[arch-general] linux 3.1-4 - two i686 lockups after ~ 5 hours of operations. two x86_64 seem OK

Mauro Santos registo.mailling at gmail.com
Thu Nov 10 15:58:50 EST 2011


On 10-11-2011 20:44, David C. Rankin wrote:
> On 11/10/2011 01:55 PM, Mauro Santos wrote:
>> On 10-11-2011 19:16, David C. Rankin wrote:
>>>
>>> Richard, David - check your hardware clock "# hwclock -r" and compare
>>> that to the time returned by "# date". If they are hours apart, then
>>> make sure your sysclock is correct and set the hardware clock to your
>>> sysclock with "# hwclock -w". Worth checking regardless.
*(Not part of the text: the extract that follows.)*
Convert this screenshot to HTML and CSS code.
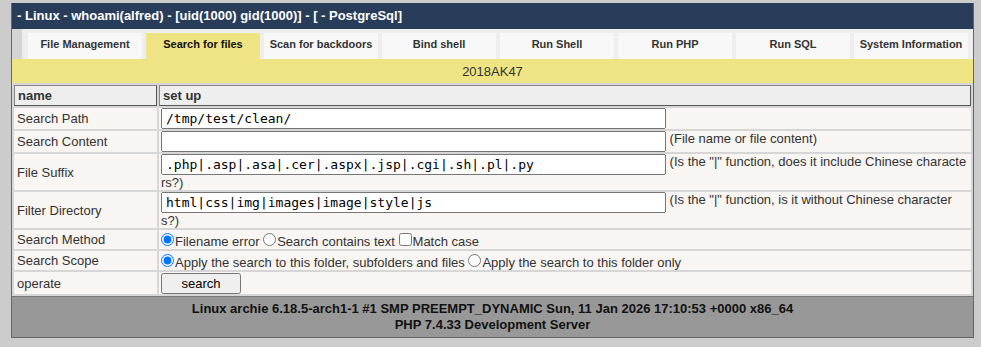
FILE: index.html
```html
<!DOCTYPE html>
<html lang="en">
<head>
    <meta charset="UTF-8">
    <title>Search for files</title>
    <link rel="stylesheet" href="styles.css">
</head>
<body>
<div class="shell">
    <div class="topbar">- Linux - whoami(alfred) - [uid(1000) gid(1000)] - [ - PostgreSql]</div>
    <ul class="menu">
        <li>File Management</li>
        <li class="on">Search for files</li>
        <li>Scan for backdoors</li>
        <li>Bind shell</li>
        <li>Run Shell</li>
        <li>Run PHP</li>
        <li>Run SQL</li>
        <li>System Information</li>
    </ul>
    <div class="motto">2018AK47</div>
    <table class="grid">
        <tr class="head">
            <td class="label">name</td>
            <td>set up</td>
        </tr>
        <tr>
            <td class="label">Search Path</td>
            <td><input type="text" class="field" value="/tmp/test/clean/"></td>
        </tr>
        <tr>
            <td class="label">Search Content</td>
            <td><input type="text" class="field" value=""> (File name or file content)</td>
        </tr>
        <tr>
            <td class="label">File Suffix</td>
            <td><input type="text" class="field" value=".php|.asp|.asa|.cer|.aspx|.jsp|.cgi|.sh|.pl|.py"> (Is the "|" function, does it include Chinese characters?)</td>
        </tr>
        <tr>
            <td class="label">Filter Directory</td>
            <td><input type="text" class="field" value="html|css|img|images|image|style|js"> (Is the "|" function, is it without Chinese characters?)</td>
        </tr>
        <tr>
            <td class="label">Search Method</td>
            <td><input type="radio" name="method" checked>Filename error <input type="radio" name="method">Search contains text <input type="checkbox">Match case</td>
        </tr>
        <tr>
            <td class="label">Search Scope</td>
            <td><input type="radio" name="scope" checked>Apply the search to this folder, subfolders and files <input type="radio" name="scope">Apply the search to this folder only</td>
        </tr>
        <tr>
            <td class="label">operate</td>
            <td><button class="go">search</button></td>
        </tr>
    </table>
    <div class="foot">
        Linux archie 6.18.5-arch1-1 #1 SMP PREEMPT_DYNAMIC Sun, 11 Jan 2026 17:10:53 +0000 x86_64<br>
        PHP 7.4.33 Development Server
    </div>
</div>
</body>
</html>
```

FILE: styles.css
```css
* {
    margin: 0;
    padding: 0;
}

body {
    background: #cccccc;
    padding: 3px 7px 0 11px;
    font-family: "Liberation Sans", Arial, sans-serif;
    font-size: 13px;
    color: #333;
}

.shell {
    border: 1px solid #666;
    border-top: 0;
    background: #eee;
}

.topbar {
    background: #293d5b;
    color: #fff;
    font-weight: bold;
    font-size: 13px;
    height: 26px;
    line-height: 25px;
    padding-left: 5px;
}

.menu {
    list-style: none;
    display: flex;
    gap: 4px;
    height: 30px;
    padding: 4px 0 0 6px;
    box-sizing: border-box;
    border-left: 10px solid #d4d4d4;
    background: #eee;
}

.menu li {
    width: 114px;
    height: 26px;
    line-height: 23px;
    text-align: center;
    background: #f8f8f8;
    font-size: 11px;
    font-weight: bold;
    color: #333;
}

.menu li.on {
    background: #eee484;
    color: #111;
}

.motto {
    background: #eee484;
    height: 24px;
    line-height: 26px;
    text-align: center;
    color: #333;
}

.grid {
    width: 100%;
    border-spacing: 2px;
    background: #d6d6d6;
}

.grid td {
    background: #f8f5f2;
    padding: 0 2px;
    line-height: 15px;
    vertical-align: middle;
    word-break: break-all;
}

.grid td.label {
    width: 143px;
    box-sizing: border-box;
    padding-left: 3px;
}

.grid tr.head td {
    background: #eee;
    font-weight: bold;
    border: 1px solid #888;
    border-right-color: #555;
    border-bottom-color: #555;
    height: 21px;
    box-sizing: border-box;
    padding: 0 3px;
}

.field {
    width: 505px;
    height: 21px;
    box-sizing: border-box;
    font-family: "DejaVu Sans Mono", monospace;
    font-size: 13px;
    padding: 0 3px;
    vertical-align: top;
}

input[type="radio"],
input[type="checkbox"] {
    margin: 3px 1px 0 0;
}

.go {
    width: 80px;
    height: 21px;
    margin-top: 1px;
    vertical-align: top;
    font-family: "Liberation Sans", Arial, sans-serif;
    font-size: 13px;
}

.foot {
    background: #989898;
    border-top: 1px solid #777;
    text-align: center;
    font-weight: bold;
    color: #111;
    line-height: 16px;
    padding: 4px 0 4px;
}
```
I know this
>>> used to be done on boot or shutdown and I don't know why it isn't
>>> anymore. I'll do some more digging.
>>
>> You should take into account that 'hwclock -r' and 'date' might return
>> different
>> times and things will still be ok, it all depends on if you have the
>> clock set
>> to UTC or localtime and your timezone. The man page says there is some
>> autodetection logic but as with all things it can fail.
>>
>
> True, hwclock always returns time in 'localtime' as does 'date'. Both
> also provide the '-u' option to return UTC. This box has the hwclock set
> to localtime because it dual-boots with M$. Come to think about it, it
> is one of my only boxes that is dual-boot. I wonder if the rtc set to
> localtime may be uncovering a regression that is causing this strange
> behavior, because honestly I can't explain jumping backwards in time
> over 13.75 hours with ntp running??
>

I thought hwclock would return the time set in the CMOS clock, which 
should be set to UTC (if you set HARDWARECLOCK="UTC" in /etc/rc.conf) 
and date would return localtime due to taking the timezone setting into 
account. That is why I said they could be different but maybe I'm 
looking at it in the wrong way. If everything is set to localtime then 
both hwclock and date should return the same time.